Open Yukinonooo opened this issue 7 months ago • 0 comments

Thank you for your excellent work! StarVector has achieved impressive results in the image-to-SVG generation task.

While delving into the code implementation, I identified a potential architectural question and would like to understand the authors' design considerations:

🤔 Problem Description

In the embed_im_to_svg function, the current training flow is:

Python

inputs_embeds = torch.cat([conditioning_embeds, svg_tokens_embeds], dim=1) targets = torch.cat([empty_targets, svg_targets], dim=1)

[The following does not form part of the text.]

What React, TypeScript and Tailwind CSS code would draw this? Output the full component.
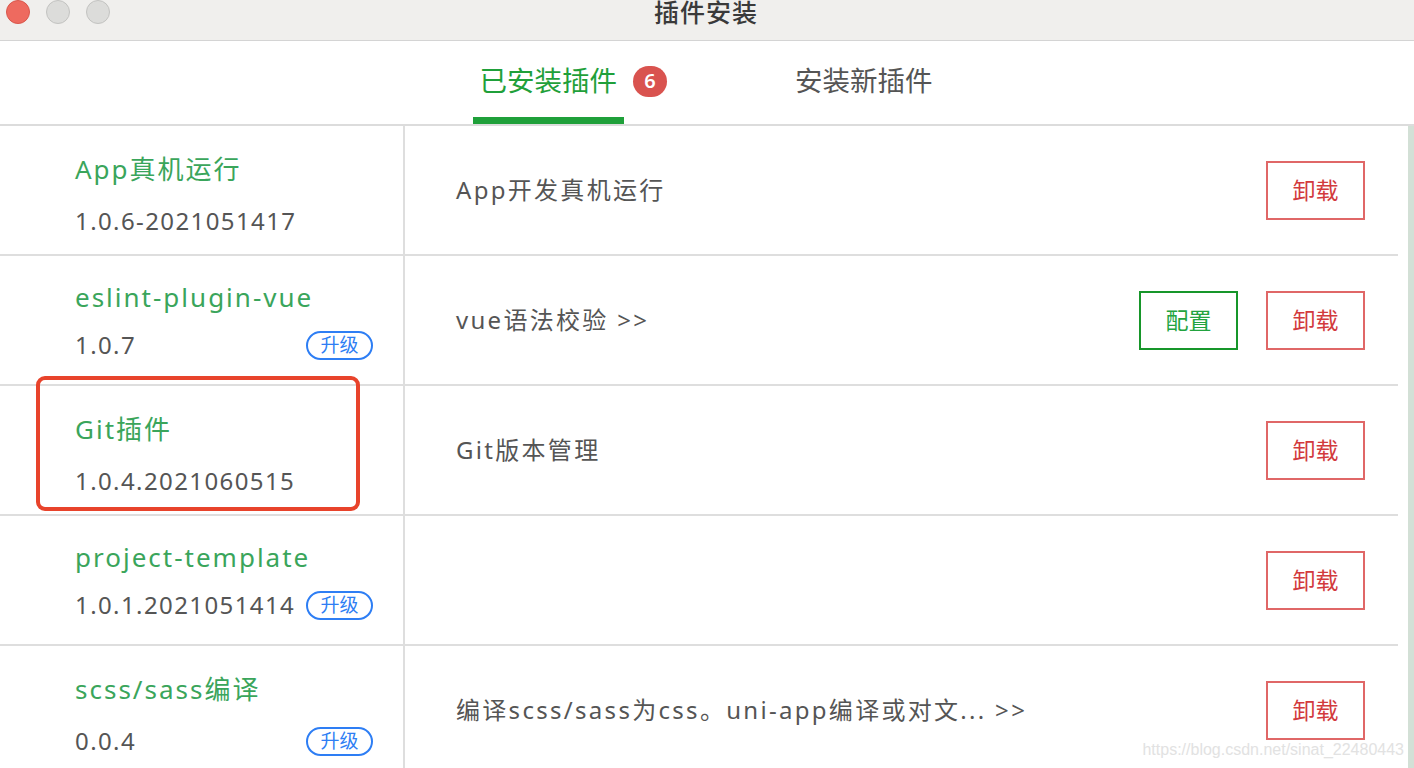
import React from "react";

type Row = {
  name: string;
  version: string;
  upgrade?: boolean;
  desc: string;
  config?: boolean;
};

const rows: Row[] = [
  { name: "App真机运行", version: "1.0.6-2021051417", desc: "App开发真机运行" },
  { name: "eslint-plugin-vue", version: "1.0.7", upgrade: true, desc: "vue语法校验 >>", config: true },
  { name: "Git插件", version: "1.0.4.2021060515", desc: "Git版本管理" },
  { name: "project-template", version: "1.0.1.2021051414", upgrade: true, desc: "" },
  { name: "scss/sass编译", version: "0.0.4", upgrade: true, desc: "编译scss/sass为css。uni-app编译或对文... >>" },
];

const font = {
  fontFamily: '"Noto Sans", "Noto Sans CJK SC", sans-serif',
};

export default function App() {
  return (
    <div className="relative w-[1414px] h-[768px] overflow-hidden bg-white" style={font}>
      {/* Title bar */}
      <div className="grid grid-cols-[1fr_auto_1fr] h-[41px] bg-[#f0efed] border-b border-[#d4d4d4]">
        <div className="flex items-start gap-[16px] pl-[6px]">
          <div className="w-[24px] h-[24px] rounded-full bg-[#ee6a5f] border border-[#d9574c]" />
          <div className="w-[24px] h-[24px] rounded-full bg-[#dcdcda] border border-[#c3c3c1]" />
          <div className="w-[24px] h-[24px] rounded-full bg-[#dcdcda] border border-[#c3c3c1]" />
        </div>
        <div className="text-[25px] leading-[24px] text-[#3a3a3a] font-medium tracking-[1px] pr-[2px]">插件安装</div>
        <div />
      </div>

      {/* Tabs */}
      <div className="flex justify-center pr-[9px] h-[85px] border-b-2 border-[#dcdcdc]">
        <div className="flex items-center h-full px-[7px] border-b-[7px] border-[#1fa03a] text-[27.5px] text-[#1fa03a] pt-[4px]">
          已安装插件
        </div>
        <div className="flex items-center h-full pb-[3px]">
          <div className="ml-[9px] w-[34px] h-[31px] rounded-full bg-[#d9534f] text-white text-[20px] font-semibold flex items-center justify-center leading-none">
            6
          </div>
        </div>
        <div className="ml-[128px] flex items-center h-full pb-[3px] text-[27.5px] text-[#555555]">
          安装新插件
        </div>
      </div>

      {/* Table */}
      <div className="flex">
        <div className="w-[1398px]">
          {rows.map((r, i) => (
            <div key={i} className="flex h-[130px] border-b-2 border-[#dedede]">
              <div
                className={`w-[405px] shrink-0 border-r-2 border-[#dedede] pl-[75px] pr-[30px] ${
                  i % 2 === 1 ? "pt-[23px]" : "pt-[25px]"
                }`}
              >
                <div className="text-[26px] leading-[36px] text-[#3aa55b] tracking-[2px]">{r.name}</div>
                <div
                  className={`flex items-center justify-between h-[32px] ${
                    i % 2 === 1 ? "mt-[14px]" : "mt-[18px]"
                  }`}
                >
                  <span className="text-[24px] leading-[32px] text-[#555555] tracking-[1.4px]">{r.version}</span>
                  {r.upgrade && (
                    <span className="w-[67px] h-[29px] rounded-full border-2 border-[#2e7ef4] text-[#2e7ef4] text-[19px] leading-none flex items-center justify-center">
                      升级
                    </span>
                  )}
                </div>
              </div>
              <div className="flex-1 flex items-center justify-between pl-[51px] pr-[33px]">
                <span className="text-[24px] text-[#555555] tracking-[2.3px]">{r.desc}</span>
                <div className="flex items-center gap-[28px]">
                  {r.config && (
                    <button className="w-[99px] h-[59px] border-2 border-[#17962a] text-[23px] text-[#22a33f] flex items-center justify-center">
                      配置
                    </button>
                  )}
                  <button className="w-[99px] h-[59px] border-2 border-[#e06767] text-[23px] text-[#d23a3d] flex items-center justify-center">
                    卸载
                  </button>
                </div>
              </div>
            </div>
          ))}
        </div>
        <div className="ml-[10px] w-[6px] bg-[#d3e0d6]" />
      </div>

      {/* Highlight box */}
      <div className="absolute left-[36px] top-[376px] w-[324px] h-[135px] border-4 border-[#e8432b] rounded-[9px]" />

      {/* Watermark */}
      <div
        className="absolute right-[10px] top-[738px] text-[16px] text-[#e2e2e2]"
        style={{ fontFamily: '"Liberation Sans", Arial, sans-serif' }}
      >
        https://blog.csdn.net/sinat_22480443
      </div>
    </div>
  );
}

where empty_targets are all filled with -100

Input: [Image_embed1, Image_embed2, ..., Image_embedN, SVG_token1, SVG_token2, ...] Target: [ -100, -100, ..., -100, SVG_token1, SVG_token2, ...]

🚨 Potential Issue

Although the loss for the image part is masked out, during autoregressive training, the model still performs the following:

Position 0: Predicts the first image embedding from an empty sequence. Position 1: Predicts the second image embedding from [Image_embed1]. Position N: Predicts the Nth image embedding from [Image_embed1...N-1]. Position N+1: Predicts the first SVG token from [Image_embed1...N] ← This is where meaningful prediction for SVG begins. This way, the model is effectively learning a task of "how to predict the complete image representation from an empty/partial image representation," which doesn't seem to be the intended goal for SVG generation.

💭 Questions/Thoughts

Could this design impact training efficiency and model performance? Have you considered using a prefix-style training approach? For example: Treating image embeddings as a fixed context prefix. Performing autoregressive training only on the SVG part.

Jun 01 '25 14:06 Yukinonooo